The pay-as-you-go formula that funds those benefits is not sustainable, Shirey said. To keep pace with future obligations to the medical benefit, he said annual payments by the city would need to increase by $30 million. Instead, Shirey said he plans to address the threat by seeking concessions from labor groups and creating a more structured funding mechanism for the benefits.
Other local governments across the region and state are dealing with similar situations. Two years ago, cities and counties in the Sacramento area had $1.4 billion in unfunded retiree health benefits, a number that has likely risen since then.
Mike Shires, an associate professor of public policy at Pepperdine University whose expertise is state and local government finance, said the practice of cities carrying unfunded debt for medical benefits is "very widespread" in California.
"Almost no cities set aside money to pre-fund their obligations for health care," he said. "They almost all do it on an ongoing basis, mostly because they're allowed to."
Sacramento's practice of paying retirees a flat rate every month is somewhat rare in California, Shires said. He said cities such as Sacramento came to those kinds of agreements with labor unions and continued to increase benefits when finances were better.

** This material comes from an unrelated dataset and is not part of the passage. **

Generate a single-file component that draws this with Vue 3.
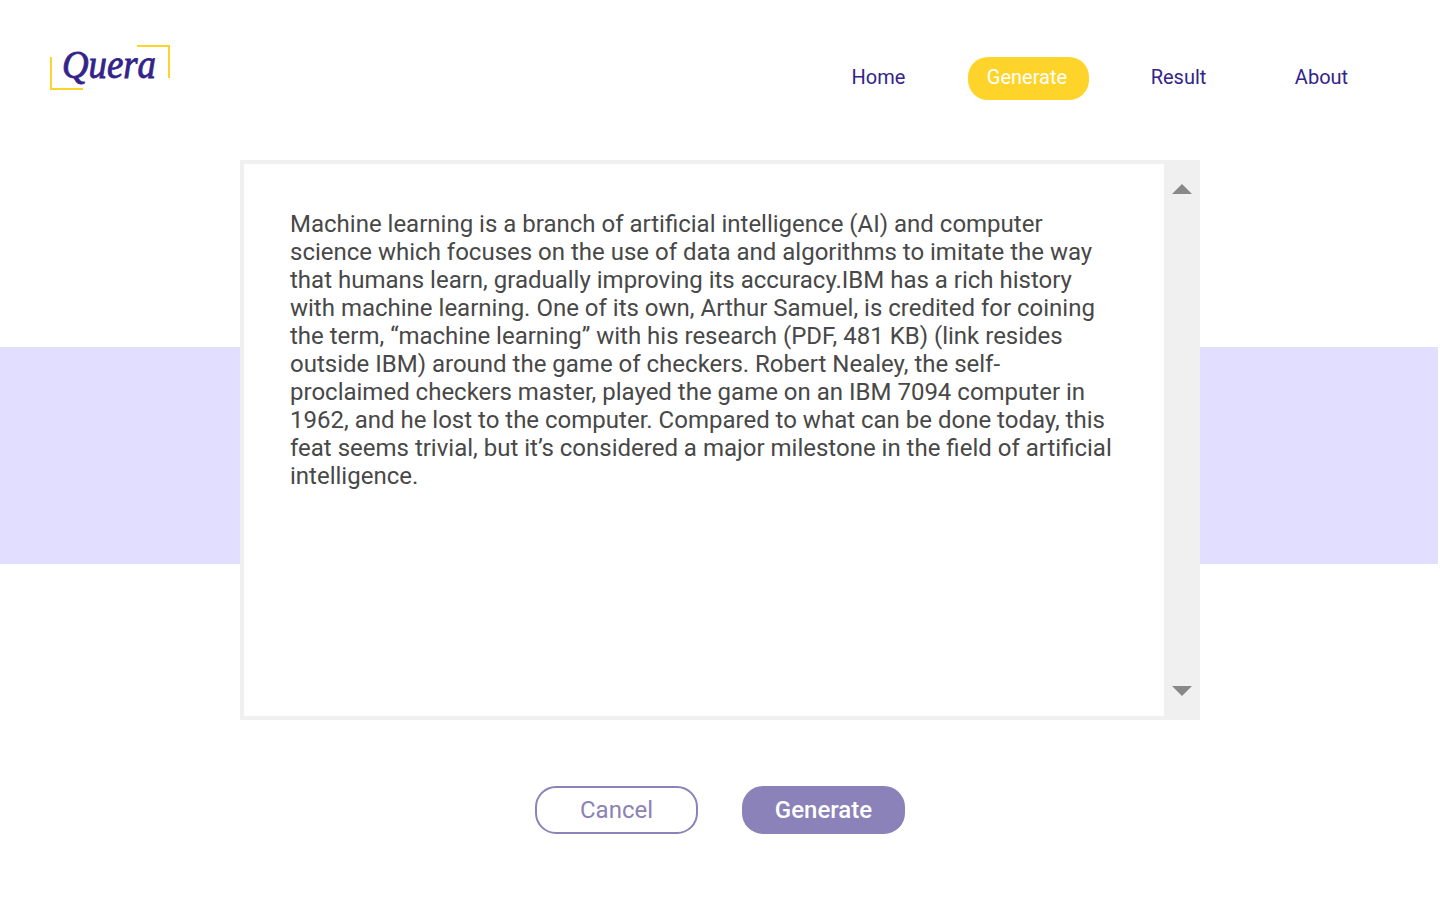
<script setup>
const links = [
  { label: 'Home', key: 'home' },
  { label: 'Generate', key: 'generate', active: true },
  { label: 'Result', key: 'result' },
  { label: 'About', key: 'about' },
]
const passage =
  'Machine learning is a branch of artificial intelligence (AI) and computer science which focuses on the use of data and algorithms to imitate the way that humans learn, gradually improving its accuracy.IBM has a rich history with machine learning. One of its own, Arthur Samuel, is credited for coining the term, “machine learning” with his research (PDF, 481 KB) (link resides outside IBM) around the game of checkers. Robert Nealey, the self-proclaimed checkers master, played the game on an IBM 7094 computer in 1962, and he lost to the computer. Compared to what can be done today, this feat seems trivial, but it’s considered a major milestone in the field of artificial intelligence.'
</script>

<template>
  <div class="page">
    <header class="header">
      <svg class="logo" width="120" height="46" viewBox="0 0 120 46" role="img" aria-label="Quera">
        <path d="M1 13V45H33M87 2H119V34" fill="none" stroke="#ffd42a" stroke-width="2" />
        <text class="logo-text" x="12" y="34" textLength="94" lengthAdjust="spacingAndGlyphs">Quera</text>
      </svg>
      <nav class="nav">
        <a v-for="link in links" :key="link.key" :class="['link', link.key, { active: link.active }]">{{ link.label }}</a>
      </nav>
    </header>

    <main class="stage">
      <div class="band"></div>
      <section class="panel">
        <p class="passage">{{ passage }}</p>
        <div class="scrollbar">
          <svg width="20" height="10" viewBox="0 0 20 10"><path d="M0 10L10 0L20 10Z" fill="#888" /></svg>
          <svg width="20" height="10" viewBox="0 0 20 10"><path d="M0 0L10 10L20 0Z" fill="#888" /></svg>
        </div>
      </section>
    </main>

    <footer class="actions">
      <button class="button cancel">Cancel</button>
      <button class="button submit">Generate</button>
    </footer>
  </div>
</template>

<style>
body {
  margin: 0;
  background: #fff;
}
</style>

<style scoped>
.page {
  box-sizing: border-box;
  width: 1440px;
  height: 911px;
  overflow: hidden;
  font-family: Roboto, sans-serif;
}
.header {
  display: flex;
  justify-content: space-between;
  align-items: flex-start;
  box-sizing: border-box;
  height: 160px;
  padding: 44px 75px 0 50px;
}
.logo {
  display: block;
  overflow: visible;
}
.logo-text {
  font: italic 41px "Liberation Serif", serif;
  fill: #33248a;
  stroke: #33248a;
  stroke-width: 0.9px;
}
.nav {
  display: flex;
  margin-top: 13px;
}
.link {
  box-sizing: border-box;
  height: 43px;
  border-radius: 20px;
  font-size: 20px;
  line-height: 40px;
  text-align: center;
  color: #33248a;
}
.home { width: 87px; margin-right: 46px; }
.generate { width: 121px; padding-right: 3px; margin-right: 46px; }
.result { width: 87px; margin-right: 56px; }
.about { width: 87px; }
.active {
  background: #ffd42a;
  color: #fff;
}
.stage {
  display: grid;
  grid-template: 560px / 1440px;
}
.band {
  grid-area: 1 / 1;
  width: 1438px;
  height: 217px;
  margin-top: 187px;
  background: #e2deff;
}
.panel {
  grid-area: 1 / 1;
  justify-self: center;
  display: flex;
  justify-content: space-between;
  box-sizing: border-box;
  width: 960px;
  height: 560px;
  border: 4px solid #f0f0f0;
  border-right: 0;
  background: #fff;
}
.passage {
  width: 826px;
  margin: 46px 0 0 46px;
  font-size: 24px;
  line-height: 28px;
  color: #484848;
}
.scrollbar {
  display: flex;
  flex-direction: column;
  justify-content: space-between;
  align-items: center;
  box-sizing: border-box;
  width: 36px;
  padding: 20px 0;
  background: #f0f0f0;
}
.actions {
  display: flex;
  justify-content: center;
  gap: 44px;
  padding-top: 66px;
}
.button {
  box-sizing: border-box;
  width: 163px;
  height: 48px;
  padding: 0;
  border: 2px solid #8a82b8;
  border-radius: 21px;
  font: 24px/44px Roboto, sans-serif;
}
.cancel {
  background: #fff;
  color: #8a82b8;
}
.submit {
  background: #8a82b8;
  color: #fff;
  font-weight: 500;
}
</style>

"It was all funded with the general concept that the world was always going to be the same as it was 2005, with rising housing values and rising stock market values," he said. "The last four or five years, reality has set in and cities are getting handed the bill."
Sacramento has taken some steps to ease the burden moving forward. The city's largest labor union Local 39 has already agreed to forgo the benefit for newly hired employees. Middle managers and high-ranking officials not represented by a labor group also have agreed to that change.
Shirey said he would seek to eliminate the benefit for new hires in other labor groups and for existing employees.
He also said he is considering recommending to the City Council that a trust fund be created to support the benefits. That fund would draw not just from city contributions, but returns on investments, much like a pension plan.
Some cities have already formed funds to help pay for benefits.
In Folsom, the city set up a reserve trust fund for retiree health costs in 2007. Roseville did the same in February 2011 and is seeking to limit future increases to health insurance benefits for its employees, said Brian Jacobson, city spokesman.
While Shirey said the unfunded medical benefits were the most worrisome debt facing Sacramento, unfunded obligations also exist in the city's pension plans. That number has nearly tripled, from $161 million in 2004 to $469 million today, according to a report submitted to the City Council by Treasurer Russ Fehr.
The amount of unfunded pension liability is a result of many factors, according to Fehr's report. Returns on investments made by pension plans have fallen short of assumptions for half of the years since 2000; retirees are living longer, requiring cities to make pension payments for greater lengths of time; the city took "rate holidays" in which it did not contribute to its pension plans at full scale for a year at a time; and employee benefits have been enhanced as city contributions remained steady.